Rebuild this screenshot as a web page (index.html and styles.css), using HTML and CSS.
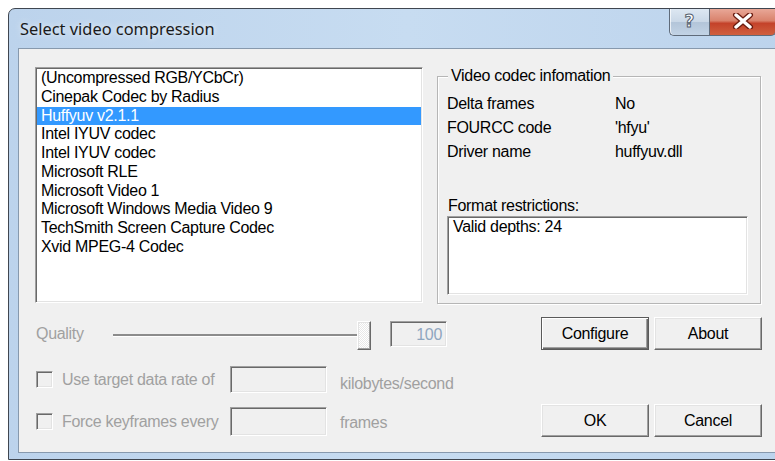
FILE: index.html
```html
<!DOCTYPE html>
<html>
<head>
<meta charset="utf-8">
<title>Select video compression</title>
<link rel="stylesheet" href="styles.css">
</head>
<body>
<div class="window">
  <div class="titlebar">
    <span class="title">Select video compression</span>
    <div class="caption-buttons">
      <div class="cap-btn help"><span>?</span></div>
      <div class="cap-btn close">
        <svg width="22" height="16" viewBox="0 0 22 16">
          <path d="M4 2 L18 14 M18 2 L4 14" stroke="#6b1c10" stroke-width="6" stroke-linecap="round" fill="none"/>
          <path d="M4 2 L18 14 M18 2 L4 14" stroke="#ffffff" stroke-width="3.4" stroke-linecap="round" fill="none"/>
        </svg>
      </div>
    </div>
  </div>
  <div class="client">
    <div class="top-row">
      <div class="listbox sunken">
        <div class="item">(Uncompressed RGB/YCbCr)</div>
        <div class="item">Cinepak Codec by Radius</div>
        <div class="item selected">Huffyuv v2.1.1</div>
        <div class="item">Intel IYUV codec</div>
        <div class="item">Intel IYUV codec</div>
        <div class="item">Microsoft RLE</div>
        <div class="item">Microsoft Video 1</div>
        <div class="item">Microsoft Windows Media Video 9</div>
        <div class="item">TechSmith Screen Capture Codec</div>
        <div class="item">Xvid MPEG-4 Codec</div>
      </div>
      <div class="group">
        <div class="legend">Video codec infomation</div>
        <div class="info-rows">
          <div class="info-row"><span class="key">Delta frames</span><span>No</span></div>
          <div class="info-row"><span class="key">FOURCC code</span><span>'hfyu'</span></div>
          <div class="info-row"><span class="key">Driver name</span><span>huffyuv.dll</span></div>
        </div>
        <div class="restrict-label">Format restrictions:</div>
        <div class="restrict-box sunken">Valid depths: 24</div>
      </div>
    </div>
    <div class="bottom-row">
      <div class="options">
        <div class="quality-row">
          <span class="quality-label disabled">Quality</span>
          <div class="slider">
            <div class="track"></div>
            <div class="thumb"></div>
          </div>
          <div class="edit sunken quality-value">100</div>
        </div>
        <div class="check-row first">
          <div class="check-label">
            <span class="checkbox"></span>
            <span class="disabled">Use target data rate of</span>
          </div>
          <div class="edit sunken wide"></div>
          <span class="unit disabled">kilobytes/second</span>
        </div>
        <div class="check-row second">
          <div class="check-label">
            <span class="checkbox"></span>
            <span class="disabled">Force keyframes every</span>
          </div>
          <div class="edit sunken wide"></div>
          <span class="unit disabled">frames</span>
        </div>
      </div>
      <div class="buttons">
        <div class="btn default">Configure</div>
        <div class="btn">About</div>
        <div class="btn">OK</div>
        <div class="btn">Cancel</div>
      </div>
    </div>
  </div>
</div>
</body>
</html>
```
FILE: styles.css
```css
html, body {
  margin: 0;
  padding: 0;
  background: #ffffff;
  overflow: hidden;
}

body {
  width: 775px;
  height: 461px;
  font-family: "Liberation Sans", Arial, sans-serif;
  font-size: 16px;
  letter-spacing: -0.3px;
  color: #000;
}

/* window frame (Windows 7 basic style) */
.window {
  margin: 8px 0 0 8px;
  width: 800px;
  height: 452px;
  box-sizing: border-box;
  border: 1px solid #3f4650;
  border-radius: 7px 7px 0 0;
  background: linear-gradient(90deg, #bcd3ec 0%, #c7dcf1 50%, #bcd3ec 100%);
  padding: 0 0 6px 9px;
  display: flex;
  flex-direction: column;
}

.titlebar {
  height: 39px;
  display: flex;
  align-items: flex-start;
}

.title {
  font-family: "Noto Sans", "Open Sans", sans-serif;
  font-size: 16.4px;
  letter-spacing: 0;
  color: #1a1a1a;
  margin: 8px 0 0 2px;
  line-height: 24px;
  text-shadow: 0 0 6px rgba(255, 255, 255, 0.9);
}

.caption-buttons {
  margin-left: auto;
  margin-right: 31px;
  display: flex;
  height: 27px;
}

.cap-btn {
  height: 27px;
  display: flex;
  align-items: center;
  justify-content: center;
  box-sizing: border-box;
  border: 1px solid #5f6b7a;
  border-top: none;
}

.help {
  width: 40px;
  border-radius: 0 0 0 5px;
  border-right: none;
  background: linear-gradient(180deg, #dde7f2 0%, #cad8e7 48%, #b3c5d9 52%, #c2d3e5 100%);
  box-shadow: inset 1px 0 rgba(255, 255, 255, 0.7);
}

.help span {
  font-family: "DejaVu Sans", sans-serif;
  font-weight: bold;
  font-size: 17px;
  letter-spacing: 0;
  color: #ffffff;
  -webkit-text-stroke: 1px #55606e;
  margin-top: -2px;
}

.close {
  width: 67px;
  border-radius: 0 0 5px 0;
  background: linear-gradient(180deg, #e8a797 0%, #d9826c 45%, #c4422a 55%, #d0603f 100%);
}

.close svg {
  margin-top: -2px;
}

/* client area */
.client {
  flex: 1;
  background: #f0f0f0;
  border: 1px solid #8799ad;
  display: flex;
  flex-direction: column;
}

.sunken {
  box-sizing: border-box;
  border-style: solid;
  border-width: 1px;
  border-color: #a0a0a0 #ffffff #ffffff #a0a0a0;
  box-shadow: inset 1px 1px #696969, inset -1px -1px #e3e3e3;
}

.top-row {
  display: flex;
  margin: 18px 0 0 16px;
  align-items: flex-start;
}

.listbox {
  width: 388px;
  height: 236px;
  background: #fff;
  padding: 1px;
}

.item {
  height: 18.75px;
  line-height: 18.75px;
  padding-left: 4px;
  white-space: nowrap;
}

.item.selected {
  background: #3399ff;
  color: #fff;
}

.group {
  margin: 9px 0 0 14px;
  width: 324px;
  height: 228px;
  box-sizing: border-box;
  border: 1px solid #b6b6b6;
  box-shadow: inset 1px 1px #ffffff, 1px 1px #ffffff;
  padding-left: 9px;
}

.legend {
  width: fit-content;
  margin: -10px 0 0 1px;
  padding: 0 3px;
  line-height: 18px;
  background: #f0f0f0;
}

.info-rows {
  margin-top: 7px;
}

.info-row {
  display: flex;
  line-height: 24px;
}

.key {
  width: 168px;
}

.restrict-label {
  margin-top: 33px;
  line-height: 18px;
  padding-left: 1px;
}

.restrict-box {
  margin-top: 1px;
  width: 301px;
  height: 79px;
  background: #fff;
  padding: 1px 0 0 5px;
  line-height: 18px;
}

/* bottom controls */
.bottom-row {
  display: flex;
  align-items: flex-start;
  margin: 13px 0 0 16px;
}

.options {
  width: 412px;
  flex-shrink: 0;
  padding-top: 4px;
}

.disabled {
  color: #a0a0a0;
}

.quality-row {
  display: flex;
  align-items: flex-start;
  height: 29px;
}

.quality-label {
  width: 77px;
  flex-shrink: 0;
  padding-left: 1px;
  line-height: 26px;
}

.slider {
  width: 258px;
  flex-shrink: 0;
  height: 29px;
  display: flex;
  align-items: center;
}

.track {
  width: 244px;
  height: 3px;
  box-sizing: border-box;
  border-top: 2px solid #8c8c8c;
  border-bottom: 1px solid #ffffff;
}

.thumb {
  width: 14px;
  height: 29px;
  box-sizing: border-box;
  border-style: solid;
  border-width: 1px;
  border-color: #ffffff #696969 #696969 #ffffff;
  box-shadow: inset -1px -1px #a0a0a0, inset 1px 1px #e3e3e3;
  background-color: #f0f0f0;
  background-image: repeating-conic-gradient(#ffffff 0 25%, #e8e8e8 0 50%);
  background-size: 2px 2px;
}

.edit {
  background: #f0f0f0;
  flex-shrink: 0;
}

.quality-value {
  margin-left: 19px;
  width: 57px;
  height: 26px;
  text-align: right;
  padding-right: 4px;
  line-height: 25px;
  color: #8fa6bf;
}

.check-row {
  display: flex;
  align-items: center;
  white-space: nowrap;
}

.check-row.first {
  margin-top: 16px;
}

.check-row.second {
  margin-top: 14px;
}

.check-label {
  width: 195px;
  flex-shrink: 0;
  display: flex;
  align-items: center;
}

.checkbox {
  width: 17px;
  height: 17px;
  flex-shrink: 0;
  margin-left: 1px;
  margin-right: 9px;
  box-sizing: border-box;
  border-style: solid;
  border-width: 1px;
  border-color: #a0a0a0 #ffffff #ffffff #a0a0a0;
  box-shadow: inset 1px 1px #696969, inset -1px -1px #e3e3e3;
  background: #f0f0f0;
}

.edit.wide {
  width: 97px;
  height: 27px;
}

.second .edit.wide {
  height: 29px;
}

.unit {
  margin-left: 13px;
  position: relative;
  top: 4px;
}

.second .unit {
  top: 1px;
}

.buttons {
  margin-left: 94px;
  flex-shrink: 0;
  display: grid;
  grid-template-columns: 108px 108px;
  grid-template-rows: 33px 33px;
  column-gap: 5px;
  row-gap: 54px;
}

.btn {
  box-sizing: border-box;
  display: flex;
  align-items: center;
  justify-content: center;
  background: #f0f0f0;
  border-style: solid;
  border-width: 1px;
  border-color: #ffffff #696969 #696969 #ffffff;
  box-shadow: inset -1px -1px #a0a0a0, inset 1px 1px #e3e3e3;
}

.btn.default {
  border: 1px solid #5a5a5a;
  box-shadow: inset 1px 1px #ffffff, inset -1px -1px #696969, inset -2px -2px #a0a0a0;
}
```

» **Exercise**
Look for the word "index" and return every line where it occurs.

» **Final answer**
Rebuild this screenshot as a web page (index.html and styles.css), using HTML and CSS.
FILE: index.html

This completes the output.